Elastocolor Rasante, a high-build elastomeric finish coating. (Mapefer 1K is a new product for MAPEI Americas, to be introduced at the World of Concrete; Elastocolor Rasante SF and Elastocolor Rasante are currently only available in Europe.)

In addition to repairing the concrete, MAPEI and the repair contractor have to work together to ensure the original texture of the concrete is retained through the repair products, even though it will be covered up by the coating system. That original texture includes all the little flaws Wright was disappointed about after the formwork came off, including visible lines in the concrete left behind where two plywood forming panels met. That means the contractors have to apply the repair materials in a way that any visible joints or other surface textures show through; if that texture is lost, the contractors must build it back up.

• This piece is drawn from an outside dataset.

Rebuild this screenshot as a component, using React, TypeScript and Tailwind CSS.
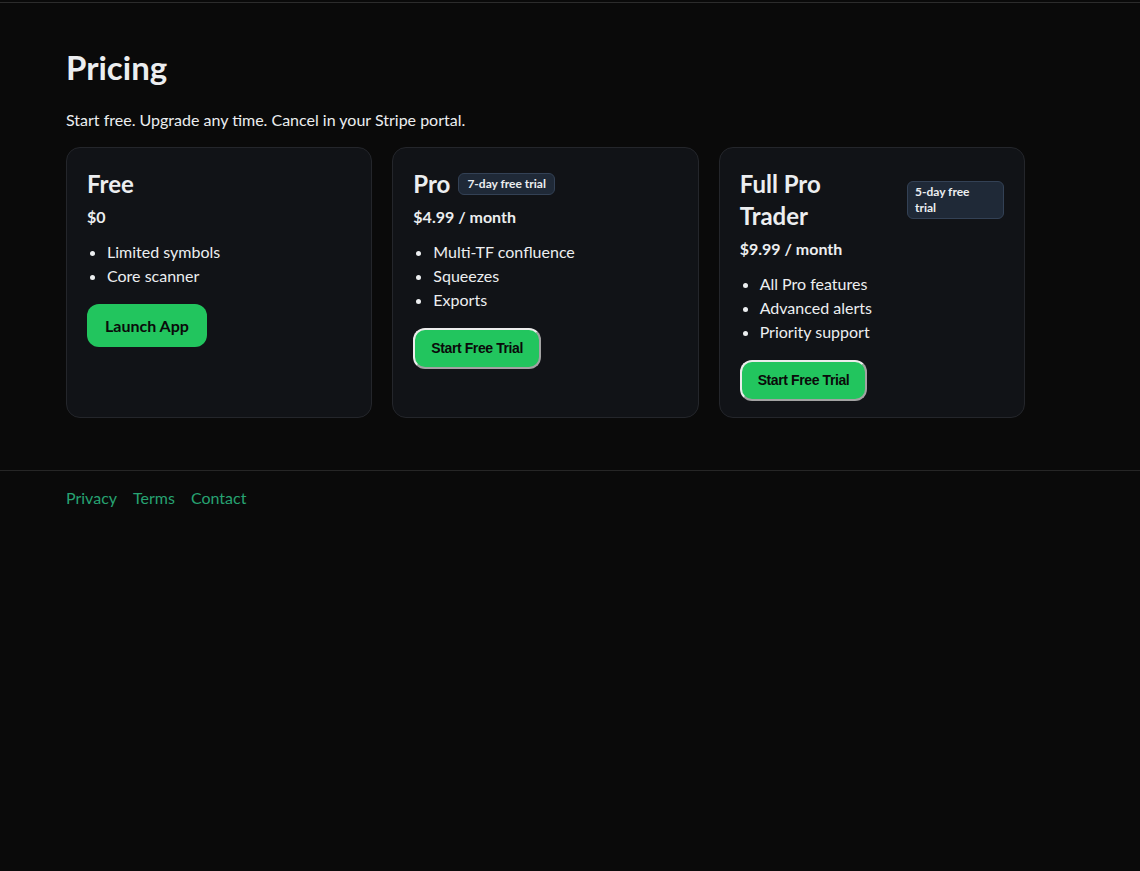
import React from "react";

type Plan = {
  name: string;
  price: string;
  badge?: string;
  badgeClass?: string;
  badgeInner?: string;
  titleClass?: string;
  features: string[];
  cta: "launch" | "trial";
};

const plans: Plan[] = [
  { name: "Free", price: "$0", features: ["Limited symbols", "Core scanner"], cta: "launch" },
  {
    name: "Pro",
    price: "$4.99 / month",
    badge: "7-day free trial",
    badgeClass: "shrink-0 px-2",
    badgeInner: "",
    titleClass: "",
    features: ["Multi-TF confluence", "Squeezes", "Exports"],
    cta: "trial",
  },
  {
    name: "Full Pro Trader",
    price: "$9.99 / month",
    badge: "5-day free trial",
    badgeClass: "ml-auto w-[97px] shrink-0 px-[7px]",
    badgeInner: "block max-w-[64px]",
    titleClass: "w-[140px] shrink-0",
    features: ["All Pro features", "Advanced alerts", "Priority support"],
    cta: "trial",
  },
];

function PlanCard({ plan }: { plan: Plan }) {
  return (
    <div className="rounded-[14px] border border-[#24262b] bg-[#111317] px-5 pt-5 pb-4">
      <div className="flex items-center gap-2">
        <h3 className={`${plan.titleClass ?? ""} text-[24px] font-bold leading-8 text-[#eceef0]`}>
          {plan.name}
        </h3>
        {plan.badge && (
          <span
            className={`${plan.badgeClass} rounded-md border border-[#334155] bg-[#1f2937] py-0.5 text-[12px] font-bold leading-4 text-[#eceef0]`}
          >
            <span className={plan.badgeInner}>{plan.badge}</span>
          </span>
        )}
      </div>
      <div className="mt-[5px] text-[16px] font-bold leading-6 text-[#eceef0]">{plan.price}</div>
      <ul className="mt-[11px] list-disc pl-5 text-[16px] leading-6 text-[#eceef0]">
        {plan.features.map((f) => (
          <li key={f}>{f}</li>
        ))}
      </ul>
      {plan.cta === "launch" ? (
        <button className="mt-4 h-[43px] rounded-xl bg-[#22c55e] px-[18px] text-[16px] font-bold text-[#0a0a0a]">
          Launch App
        </button>
      ) : (
        <button className="mt-4 h-[41px] rounded-xl border-2 border-t-[#ececec] border-l-[#ececec] border-r-[#a3a3a3] border-b-[#a3a3a3] bg-[#22c55e] px-4 font-['Liberation_Sans',Arial,sans-serif] text-[14px] font-bold tracking-[-0.4px] text-[#0a0a0a]">
          Start Free Trial
        </button>
      )}
    </div>
  );
}

export default function App() {
  return (
    <div className="min-h-[871px] bg-[#0a0a0a] font-['Lato','Noto_Sans',sans-serif] text-[#eceef0]">
      <div className="h-[3px] border-b border-[#2c2c2c]" />
      <main className="px-[66px] pt-[44px] pb-[52px]">
        <h1 className="text-[33px] font-bold leading-10 text-[#eceef0]">Pricing</h1>
        <p className="mt-[21px] text-[16px] leading-6">
          Start free. Upgrade any time. Cancel in your Stripe portal.
        </p>
        <div className="mt-[15px] grid w-[959px] grid-cols-3 gap-5">
          {plans.map((p) => (
            <PlanCard key={p.name} plan={p} />
          ))}
        </div>
      </main>
      <footer className="border-t border-[#262626] px-[66px] pt-[15px]">
        <nav className="flex gap-4 text-[16px] leading-6 text-[#27a372]">
          <a href="#">Privacy</a>
          <a href="#">Terms</a>
          <a href="#">Contact</a>
        </nav>
      </footer>
    </div>
  );
}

A special system was created for large cracks that appear at the web walls. The crack is routed out and built up on one side with Planitop XS. A piece of foam is placed next to it and Planitop XS built up on the other side. The renovation team will monitor the cracks over the winter for expansion and contraction and the proper crack filler will be chosen based on the results of the monitoring. Weiss explains that this is an unconventional attitude in usual concrete crack repair. "One attitude is 'concrete is strong and you should use strong repair materials, and concrete is rigid and you should use rigid materials.' But that attitude has also failed. We're taking a different attitude, which is 'you see that crack, we have that crack in a photograph 20 years ago and we're not going to fill it up with cement and sand; we're going to fill it with something that will allow the building to stress and move where it needs to'."

The Guggenheim restoration will be finished in the spring of 2008, with the scaffolding coming down and any visible evidence of the changes gone for the 50th anniversary celebration.